**TASK BRIEF**
Return the material exactly, first line through the line containing "import React from", and nothing more. Pictures stay out.

--- Begin ---

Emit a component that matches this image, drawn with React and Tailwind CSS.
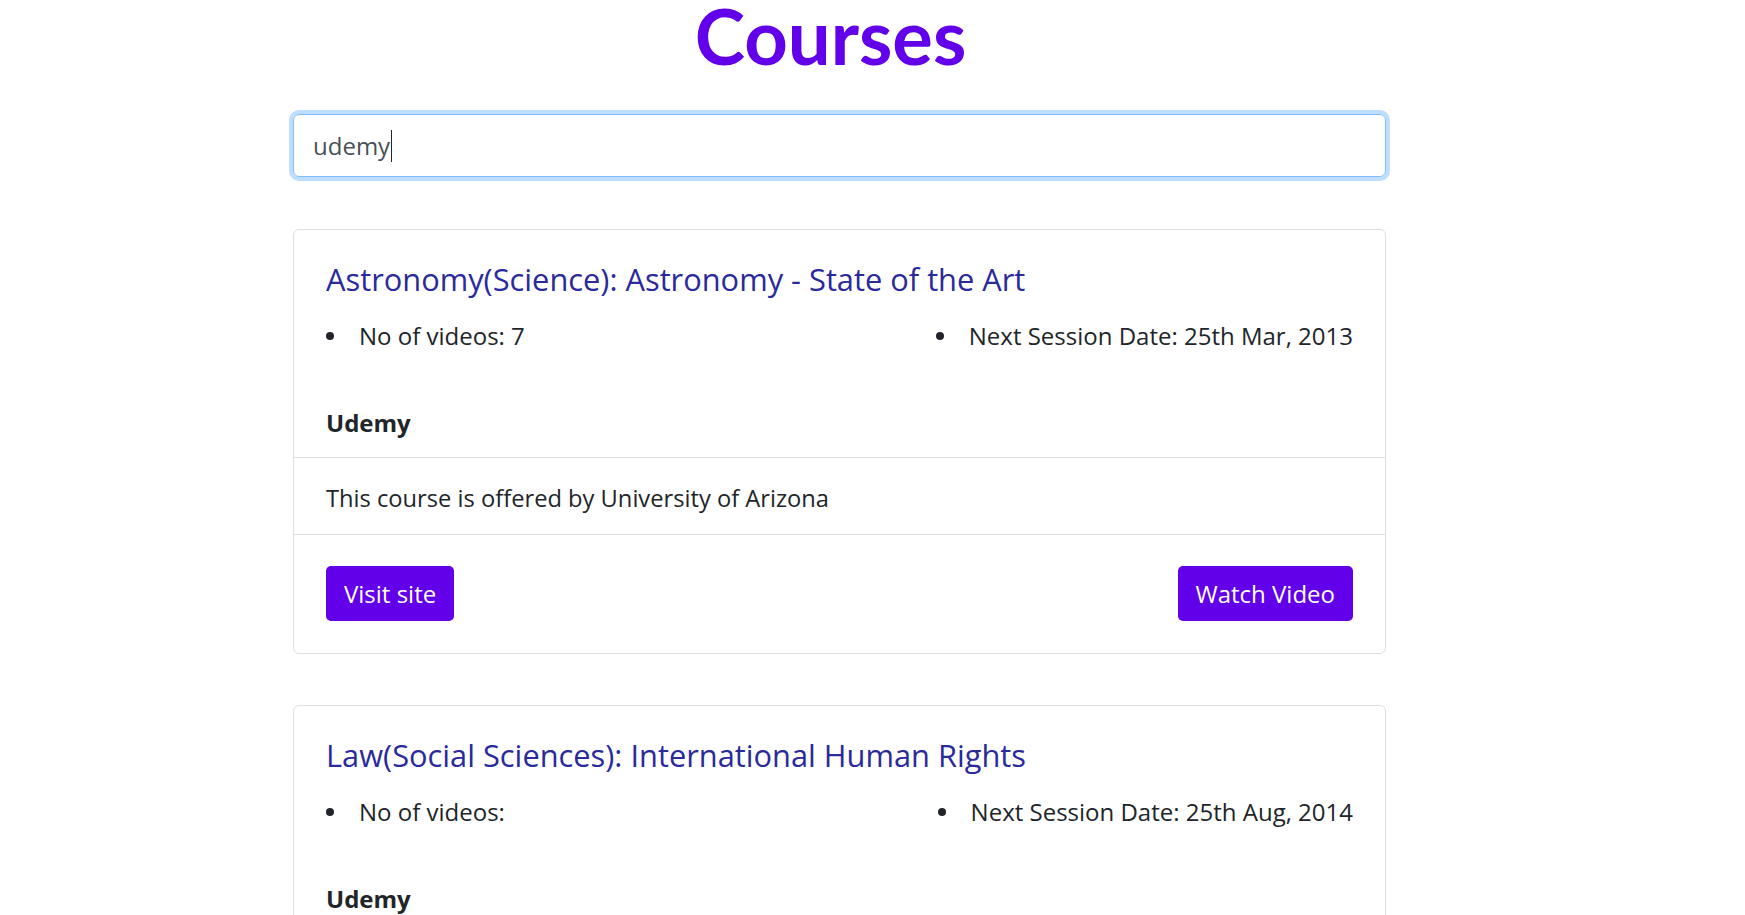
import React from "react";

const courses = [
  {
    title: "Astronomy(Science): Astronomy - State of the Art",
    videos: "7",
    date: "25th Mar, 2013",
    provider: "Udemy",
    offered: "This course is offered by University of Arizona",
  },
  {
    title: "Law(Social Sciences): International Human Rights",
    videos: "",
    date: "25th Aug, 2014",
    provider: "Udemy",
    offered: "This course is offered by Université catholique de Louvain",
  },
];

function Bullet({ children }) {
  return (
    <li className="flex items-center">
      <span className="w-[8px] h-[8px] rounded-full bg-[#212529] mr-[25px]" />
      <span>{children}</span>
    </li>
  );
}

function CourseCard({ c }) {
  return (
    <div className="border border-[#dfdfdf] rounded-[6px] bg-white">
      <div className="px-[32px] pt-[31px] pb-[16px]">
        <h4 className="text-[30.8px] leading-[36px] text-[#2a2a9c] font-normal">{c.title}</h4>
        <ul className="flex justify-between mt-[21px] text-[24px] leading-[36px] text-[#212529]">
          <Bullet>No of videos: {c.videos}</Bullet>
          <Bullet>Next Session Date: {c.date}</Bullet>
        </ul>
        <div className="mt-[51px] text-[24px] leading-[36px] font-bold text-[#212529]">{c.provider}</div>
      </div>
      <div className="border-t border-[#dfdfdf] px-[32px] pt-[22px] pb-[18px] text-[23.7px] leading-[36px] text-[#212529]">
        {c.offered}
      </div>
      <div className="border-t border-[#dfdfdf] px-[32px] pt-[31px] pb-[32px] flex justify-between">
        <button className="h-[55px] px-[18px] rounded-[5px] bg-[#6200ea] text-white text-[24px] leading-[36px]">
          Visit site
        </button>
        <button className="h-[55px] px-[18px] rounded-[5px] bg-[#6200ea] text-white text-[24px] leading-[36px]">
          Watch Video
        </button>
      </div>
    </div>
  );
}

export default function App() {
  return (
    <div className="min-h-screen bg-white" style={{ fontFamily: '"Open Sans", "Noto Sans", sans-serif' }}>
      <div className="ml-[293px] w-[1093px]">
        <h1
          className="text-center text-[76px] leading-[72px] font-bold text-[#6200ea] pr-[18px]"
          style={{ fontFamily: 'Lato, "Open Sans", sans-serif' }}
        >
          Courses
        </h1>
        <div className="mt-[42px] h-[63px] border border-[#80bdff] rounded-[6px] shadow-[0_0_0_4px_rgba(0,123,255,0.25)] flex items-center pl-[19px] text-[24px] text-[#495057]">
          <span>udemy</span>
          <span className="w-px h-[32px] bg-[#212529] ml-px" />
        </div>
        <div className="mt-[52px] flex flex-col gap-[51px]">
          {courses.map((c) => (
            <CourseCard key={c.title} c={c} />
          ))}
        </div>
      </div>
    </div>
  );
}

--- End ---

**WORKED SOLUTION**
Emit a component that matches this image, drawn with React and Tailwind CSS.
import React from "react";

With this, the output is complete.